Yes and no. The EURO-SKI report did not inform us how to treat someone with a DMR on TKI-therapy at a specific time point. A randomized controlled trial, however, might determine the best duration of TKI-therapy by answering this question at the cohort level: For people with CML who have sustained DMR for X years, should we continue or discontinue TKI? In such a trial everyone is registered at the start of TKI-therapy. At a pre-specified interval, say 3 years, subjects meeting pre-specified criteria (perhaps same as those in the EURO-SKI study) are randomly-assigned to stop TKI-therapy or to continue. At the next pre-specified interval, say 4 years, people still maintaining DMR on TKI-therapy are again randomized to stop or continue and so on. This trial also has limitations but is preferred over the EURO-SKI study-design. For example, some subjects randomized to continue TKI-therapy at 3 years may no longer be eligible to stop at 4 years because of loss of DMR, death (CML-related or not), premature stopping of TKI-therapy (due to an adverse event, cost or other reason(s)), loss to follow-up or withdrawal of consent.
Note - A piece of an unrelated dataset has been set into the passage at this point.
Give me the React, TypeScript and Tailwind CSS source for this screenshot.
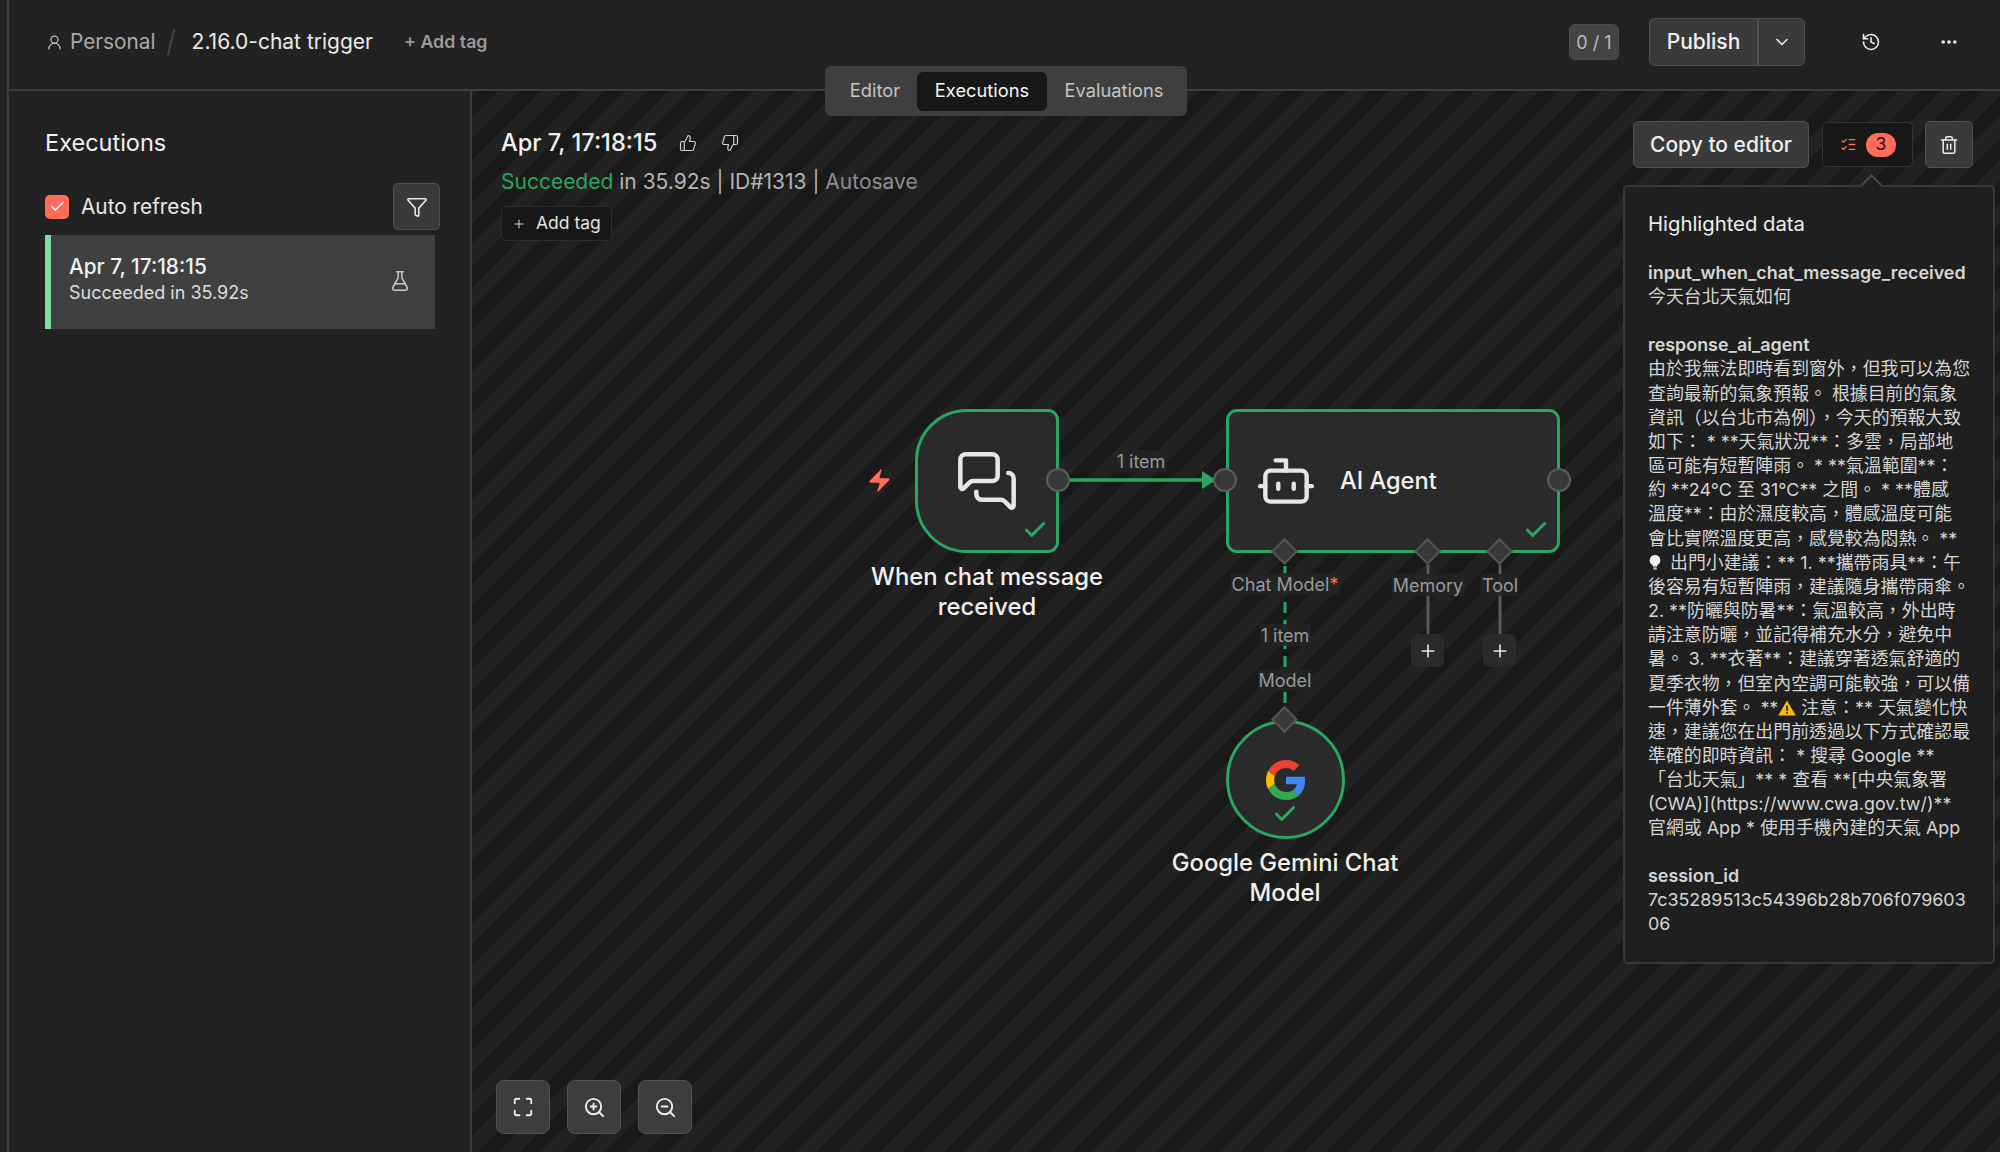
import {
  Bot,
  Check,
  ChevronDown,
  Ellipsis,
  Funnel,
  FlaskConical,
  History,
  ListChecks,
  Maximize,
  MessagesSquare,
  Plus,
  ThumbsDown,
  ThumbsUp,
  Trash2,
  UserRound,
  Zap,
  ZoomIn,
  ZoomOut,
} from 'lucide-react';

// Popover text is kept line by line, the wrapping is the one of the screenshot
const responseLines: React.ReactNode[] = [
  '由於我無法即時看到窗外，但我可以為您',
  '查詢最新的氣象預報。 根據目前的氣象',
  '資訊（以台北市為例），今天的預報大致',
  '如下： * **天氣狀況**：多雲，局部地',
  '區可能有短暫陣雨。 * **氣溫範圍**：',
  '約 **24°C 至 31°C** 之間。 * **體感',
  '溫度**：由於濕度較高，體感溫度可能',
  '會比實際溫度更高，感覺較為悶熱。 **',
  <>
    <Bulb /> 出門小建議：** 1. **攜帶雨具**：午
  </>,
  '後容易有短暫陣雨，建議隨身攜帶雨傘。',
  '2. **防曬與防暑**：氣溫較高，外出時',
  '請注意防曬，並記得補充水分，避免中',
  '暑。 3. **衣著**：建議穿著透氣舒適的',
  '夏季衣物，但室內空調可能較強，可以備',
  <>
    一件薄外套。 **
    <Warning /> 注意：** 天氣變化快
  </>,
  '速，建議您在出門前透過以下方式確認最',
  '準確的即時資訊： * 搜尋 Google **',
  '「台北天氣」** * 查看 **[中央氣象署',
  '(CWA)](https://www.cwa.gov.tw/)**',
  '官網或 App * 使用手機內建的天氣 App',
];

function Bulb() {
  return (
    <svg viewBox="0 0 14 18" className="inline-block w-[14px] h-[17px] align-[-2px] mr-[3px]">
      <path d="M7 1a5.6 5.6 0 0 0-3.2 10.2c.6.5.9 1.2 1 2h4.4c.1-.8.4-1.5 1-2A5.6 5.6 0 0 0 7 1z" fill="#f2f2f2" />
      <rect x="5" y="14" width="4" height="2.6" rx="1" fill="#b8b8b8" />
    </svg>
  );
}

function Warning() {
  return (
    <svg viewBox="0 0 18 16" className="inline-block w-[18px] h-[16px] align-[-2px]">
      <path d="M9 .5 17.8 15.5H.2z" fill="#fbbc05" />
      <rect x="8.1" y="5.5" width="1.8" height="5.5" fill="#3a2d00" />
      <rect x="8.1" y="12" width="1.8" height="1.8" fill="#3a2d00" />
    </svg>
  );
}

function GoogleLogo() {
  return (
    <svg viewBox="0 0 48 48" className="w-[40px] h-[40px]">
      <path fill="#EA4335" d="M24 9.5c3.54 0 6.71 1.22 9.21 3.6l6.85-6.85C35.9 2.38 30.47 0 24 0 14.62 0 6.51 5.38 2.56 13.22l7.98 6.19C12.43 13.72 17.74 9.5 24 9.5z" />
      <path fill="#4285F4" d="M46.98 24.55c0-1.57-.15-3.09-.38-4.55H24v9.02h12.94c-.58 2.96-2.26 5.48-4.78 7.18l7.73 6c4.51-4.18 7.09-10.36 7.09-17.65z" />
      <path fill="#FBBC05" d="M10.53 28.59c-.48-1.45-.76-2.99-.76-4.59s.27-3.14.76-4.59l-7.98-6.19C.92 16.46 0 20.12 0 24c0 3.88.92 7.54 2.56 10.78l7.97-6.19z" />
      <path fill="#34A853" d="M24 48c6.48 0 11.93-2.13 15.89-5.81l-7.73-6c-2.15 1.45-4.92 2.3-8.16 2.3-6.26 0-11.57-4.22-13.47-9.91l-7.98 6.19C6.51 42.62 14.62 48 24 48z" />
    </svg>
  );
}

function CanvasEdges() {
  return (
    <svg width="1528" height="1061" className="absolute left-0 top-0">
      {/* trigger -> agent */}
      <line x1="598" y1="389" x2="732" y2="389" stroke="#2ba55f" strokeWidth="3.5" />
      <path d="M730 380 L744 389 L730 398 Z" fill="#2ba55f" />
      {/* agent -> gemini, dashed */}
      <line x1="813" y1="475" x2="813" y2="622" stroke="#2ba55f" strokeWidth="3" strokeDasharray="11 7" />
      {/* memory and tool stubs */}
      <line x1="956" y1="474" x2="956" y2="545" stroke="#5a5a5a" strokeWidth="3" />
      <line x1="1028" y1="474" x2="1028" y2="545" stroke="#5a5a5a" strokeWidth="3" />
    </svg>
  );
}

function Handle({ className }: { className: string }) {
  return <div className={`absolute w-[24px] h-[24px] rounded-full bg-[#393939] border-2 border-[#5c5c5c] ${className}`} />;
}

function Diamond({ className }: { className: string }) {
  return <div className={`absolute w-[19px] h-[19px] rotate-45 bg-[#393939] border-2 border-[#555555] ${className}`} />;
}

function EdgeLabel({ className, children }: { className: string; children: React.ReactNode }) {
  return (
    <div className={`absolute -translate-x-1/2 h-[22px] px-[1px] flex items-center whitespace-nowrap bg-[#232323]/90 text-[#999999] text-[18px] ${className}`}>
      {children}
    </div>
  );
}

function AddButton({ className }: { className: string }) {
  return (
    <div className={`absolute w-[33px] h-[33px] rounded-[6px] bg-[#2a2a2a] flex items-center justify-center ${className}`}>
      <Plus size={20} strokeWidth={2} className="text-[#e4e4e4]" />
    </div>
  );
}

function Success({ className }: { className: string }) {
  return <Check size={26} strokeWidth={2.8} className={`absolute text-[#2ba55f] ${className}`} />;
}

function ToolButton({ children }: { children: React.ReactNode }) {
  return (
    <div className="w-[54px] h-[54px] rounded-[8px] bg-[#3d3d3d] border border-[#535353] flex items-center justify-center text-[#eeeeee]">
      {children}
    </div>
  );
}

function Sidebar() {
  return (
    <aside className="w-[463px] h-full shrink-0 border-r-2 border-[#3c3c3c] pt-[36px] pl-[36px] bg-[#222222]">
      <h2 className="text-[23.5px] leading-[32px] text-[#f0f0f0]">Executions</h2>
      <div className="mt-[24px] w-[395px] h-[47px] flex items-center">
        <div className="w-[24px] h-[24px] rounded-[5px] bg-[#ff6d5a] flex items-center justify-center">
          <Check size={17} strokeWidth={2} className="text-white" />
        </div>
        <span className="ml-[12px] mt-[1px] text-[20.8px] text-[#e8e8e8]">Auto refresh</span>
        <div className="ml-auto w-[47px] h-[47px] rounded-[5px] bg-[#3a3a3a] border border-[#515151] flex items-center justify-center text-[#e8e8e8]">
          <Funnel size={22} strokeWidth={1.7} />
        </div>
      </div>
      <div className="mt-[5px] w-[390px] h-[94px] bg-[#404040] border-l-[6px] border-[#7fdfa3] flex items-center pl-[18px] pr-[24px] pb-[6px]">
        <div className="flex-1">
          <div className="text-[20.8px] leading-[26px] font-medium text-[#f2f2f2]">Apr 7, 17:18:15</div>
          <div className="text-[18px] leading-[25px] text-[#dddddd]">Succeeded in 35.92s</div>
        </div>
        <FlaskConical size={22} strokeWidth={1.7} className="text-[#c8c8c8] mt-[4px]" />
      </div>
    </aside>
  );
}

function Popover() {
  return (
    <div className="absolute left-[1151px] top-[94px] w-[372px] h-[779px] rounded-[5px] bg-[#1f1f1f] border-2 border-[#383838] pl-[23px] pt-[24px] text-[#d4d4d4] text-[17.9px] leading-[24.15px]">
      <div className="absolute -top-[10px] left-[239px] w-[15px] h-[15px] rotate-45 bg-[#1f1f1f] border-l-2 border-t-2 border-[#4a4a4a]" />
      <h3 className="text-[20.3px] leading-[26px] text-[#eeeeee] mb-[24px]">Highlighted data</h3>
      <div className="font-semibold">input_when_chat_message_received</div>
      <div>今天台北天氣如何</div>
      <div className="mt-[24px] font-semibold">response_ai_agent</div>
      {responseLines.map((line, i) => (
        <div key={i} className="whitespace-nowrap">{line}</div>
      ))}
      <div className="mt-[23px] font-semibold">session_id</div>
      <div>7c35289513c54396b28b706f079603</div>
      <div>06</div>
    </div>
  );
}

function WorkflowCanvas() {
  return (
    <main className="relative flex-1 h-full overflow-hidden bg-[repeating-linear-gradient(135deg,#222222_0px,#222222_3.8px,#191919_3.8px,#191919_18.8px,#222222_18.8px,#222222_30px)]">
      <CanvasEdges />

      {/* execution heading */}
      <div className="absolute left-[29px] top-[37px] flex flex-col">
        <div className="flex items-center h-[30px]">
          <span className="text-[23.6px] font-medium text-[#f2f2f2]">Apr 7, 17:18:15</span>
          <ThumbsUp size={18} strokeWidth={1.6} className="ml-[22px] text-[#cfcfcf]" />
          <ThumbsDown size={18} strokeWidth={1.6} className="ml-[24px] text-[#cfcfcf]" />
        </div>
        <div className="mt-[9px] text-[21px] leading-[30px] text-[#b4b4b4] whitespace-nowrap">
          <span className="text-[#2ba55f]">Succeeded</span> in 35.92s | ID#1313 | <span className="text-[#8f8f8f]">Autosave</span>
        </div>
        <div className="mt-[9px] w-[111px] h-[35px] rounded-[5px] bg-[#171717] border border-[#2d2d2d] flex items-center pl-[10px] gap-[10px] text-[17.5px] text-[#e2e2e2]">
          <Plus size={14} strokeWidth={1.6} />
          <span>Add tag</span>
        </div>
      </div>

      {/* trigger node */}
      <div className="absolute left-[443px] top-[318px] w-[144px] h-[144px] rounded-l-[52px] rounded-r-[11px] bg-[#2a2a2a] border-[3px] border-[#2ba55f] flex items-center justify-center">
        <MessagesSquare size={64} strokeWidth={1.7} className="text-[#e6e6e6]" />
        <Success className="left-[104px] top-[105px]" />
      </div>
      <Handle className="left-[574px] top-[377px]" />
      <Zap size={27} fill="#ff6d5a" strokeWidth={0} className="absolute left-[394px] top-[376px]" />
      <div className="absolute left-[392px] top-[471px] w-[246px] text-center text-[23.8px] leading-[30px] font-medium text-[#f0f0f0]">
        When chat message received
      </div>
      <EdgeLabel className="left-[669px] top-[359px]">1 item</EdgeLabel>

      {/* agent node */}
      <div className="absolute left-[754px] top-[318px] w-[334px] h-[144px] rounded-[11px] bg-[#2a2a2a] border-[3px] border-[#2ba55f] flex items-center pl-[26px]">
        <Bot size={62} strokeWidth={1.7} className="text-[#e6e6e6]" />
        <span className="ml-[23px] text-[23.6px] font-medium text-[#f2f2f2]">AI Agent</span>
        <Success className="left-[294px] top-[105px]" />
      </div>
      <Handle className="left-[741px] top-[377px]" />
      <Handle className="left-[1075px] top-[377px]" />
      <Diamond className="left-[803px] top-[451px]" />
      <Diamond className="left-[946px] top-[451px]" />
      <Diamond className="left-[1018px] top-[451px]" />
      <EdgeLabel className="left-[813px] top-[482px]">
        Chat Model<span className="text-[#ff6d5a]">*</span>
      </EdgeLabel>
      <EdgeLabel className="left-[956px] top-[483px]">Memory</EdgeLabel>
      <EdgeLabel className="left-[1028px] top-[483px]">Tool</EdgeLabel>
      <EdgeLabel className="left-[813px] top-[533px]">1 item</EdgeLabel>
      <EdgeLabel className="left-[813px] top-[578px]">Model</EdgeLabel>
      <AddButton className="left-[939px] top-[543px]" />
      <AddButton className="left-[1011px] top-[543px]" />

      {/* model node */}
      <div className="absolute left-[754px] top-[629px] w-[119px] h-[119px] rounded-full bg-[#2a2a2a] border-[3px] border-[#2ba55f] flex items-center justify-center">
        <GoogleLogo />
        <Success className="left-[43px] top-[78px]" />
      </div>
      <Diamond className="left-[803px] top-[619px]" />
      <div className="absolute left-[683px] top-[757px] w-[260px] text-center text-[23.8px] leading-[30px] font-medium text-[#f0f0f0]">
        Google Gemini Chat Model
      </div>

      {/* execution actions */}
      <div className="absolute left-[1161px] top-[30px] flex items-center">
        <div className="w-[176px] h-[47px] rounded-[5px] bg-[#3a3a3a] border border-[#515151] flex items-center justify-center text-[21px] font-medium text-[#eeeeee]">
          Copy to editor
        </div>
        <div className="ml-[13px] w-[91px] h-[45px] rounded-[5px] bg-[#171717] border border-[#333333] flex items-center pl-[17px] gap-[9px]">
          <ListChecks size={17} strokeWidth={1.8} className="text-[#ff6d5a]" />
          <span className="w-[30px] h-[24px] rounded-full bg-[#ff6d5a] flex items-center justify-center text-[17.5px] text-[#2a1511]">3</span>
        </div>
        <div className="ml-[12px] w-[48px] h-[47px] rounded-[5px] bg-[#3a3a3a] border border-[#515151] flex items-center justify-center text-[#eeeeee]">
          <Trash2 size={20} strokeWidth={1.8} />
        </div>
      </div>

      <Popover />

      {/* canvas controls */}
      <div className="absolute left-[24px] top-[989px] flex gap-[17px]">
        <ToolButton><Maximize size={22} strokeWidth={2} /></ToolButton>
        <ToolButton><ZoomIn size={23} strokeWidth={2} /></ToolButton>
        <ToolButton><ZoomOut size={23} strokeWidth={2} /></ToolButton>
      </div>
    </main>
  );
}

function Header() {
  return (
    <header className="h-[91px] shrink-0 border-b-2 border-[#3c3c3c] bg-[#222222] flex items-center pl-[37px] pr-[41px] pb-[5px]">
      <UserRound size={17} strokeWidth={1.7} className="text-[#c4c4c4]" />
      <span className="ml-[7px] text-[20.8px] text-[#a8a8a8]">Personal</span>
      <span className="ml-[14px] w-[2px] h-[27px] bg-[#454545] rotate-[14deg]" />
      <span className="ml-[20px] text-[21px] text-[#eaeaea]">2.16.0-chat trigger</span>
      <span className="ml-[31px] text-[17.8px] font-semibold text-[#9a9a9a]">+ Add tag</span>

      <div className="ml-auto w-[50px] h-[36px] rounded-[6px] bg-[#444444] border border-[#4e4e4e] flex items-center justify-center text-[18px] text-[#bdbdbd]">
        0 / 1
      </div>
      <div className="ml-[30px] w-[156px] h-[48px] rounded-[6px] bg-[#3a3a3a] border border-[#515151] flex items-center">
        <span className="w-[109px] h-full border-r-2 border-[#515151] flex items-center justify-center text-[21px] font-medium text-[#f0f0f0]">Publish</span>
        <ChevronDown size={20} strokeWidth={2} className="ml-[13px] text-[#e4e4e4]" />
      </div>
      <History size={20} strokeWidth={1.9} className="ml-[56px] text-[#eeeeee]" />
      <Ellipsis size={20} strokeWidth={2.4} className="ml-[58px] text-[#eeeeee]" />
    </header>
  );
}

export default function App() {
  return (
    <div className="relative w-[2000px] h-[1152px] overflow-hidden flex bg-[#222222] [font-family:Inter,'Noto_Sans_CJK_TC',sans-serif]">
      <div className="w-[9px] h-full shrink-0 border-r-2 border-[#3c3c3c]" />
      <div className="flex-1 min-w-0 flex flex-col">
        <Header />
        <div className="flex-1 min-h-0 flex">
          <Sidebar />
          <WorkflowCanvas />
        </div>
      </div>

      {/* view switcher sits over header and canvas */}
      <div className="absolute left-[825px] top-[66px] w-[362px] h-[50px] rounded-[6px] bg-[#3f3f3f] flex items-center pl-[8px] text-[18.3px] text-[#c4c4c4]">
        <span className="w-[84px] text-center">Editor</span>
        <span className="w-[130px] h-[39px] rounded-[6px] bg-[#171717] flex items-center justify-center text-[#f5f5f5]">Executions</span>
        <span className="w-[134px] text-center">Evaluations</span>
      </div>
    </div>
  );
}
Obviously, analyses should be by intent-to-treat. Design of such a trial is shown in the Fig. 1.

Fig. 1
figure 1

Outline of a study to determine the best duration of deep molecular remission (DMR) to achieve therapy-free remission (TFR).

When everyone with CML starting TKI-therapy is considered only about one-half achieve goal posts (i.e. DMR of various durations) where discontinuing therapy to attempt to achieve TFR is judged appropriate. Moreover, only one-half of these achieve TFR or roughly one-quarter of people with CML. So perhaps the issues we discuss are not of concern to many hematologists. However, given limitations of generalizability of the studies we discussed it’s important to continuously evolve consensus guidelines regarding when to attempt to achieve TFR [15, 16]. We would do well to recall a Dr. Michael Crichton quote: Historically, the claim of consensus has been the first refuge of scoundrels; it is a way to avoid debate by claiming that the matter is already settled. Whenever you hear the consensus of scientists agrees on something or other, reach for your wallet, because you’re being had. The greatest scientists in history are great precisely because they broke with the consensus.

The bottom line

We end our Perspective with these conclusions: 1st, because the EURO-SKI study population is not representative of people with chronic phase CML on TKI-therapy today you should not use the study conclusions to decide whether to continue your patient on TKI-therapy will increase his/her chance of successfully achieving TFR. 2nd, if you know your patient’s duration of DMR since starting first-line imatinib you can use the EURO-SKI data to predict his/her likelihood of achieving TFR but with substantial inaccuracy (error rate >30%). Whether this prediction is useful is debatable given most persons failing a trial of stopping TKI can be re-treated with little or no adverse consequence. Also, some patients would be happy with a 30 percent likelihood of stopping TKI-therapy if there are no adverse consequences. All bets are off with patients starting on first-line TKIs other than imatinib. Good luck!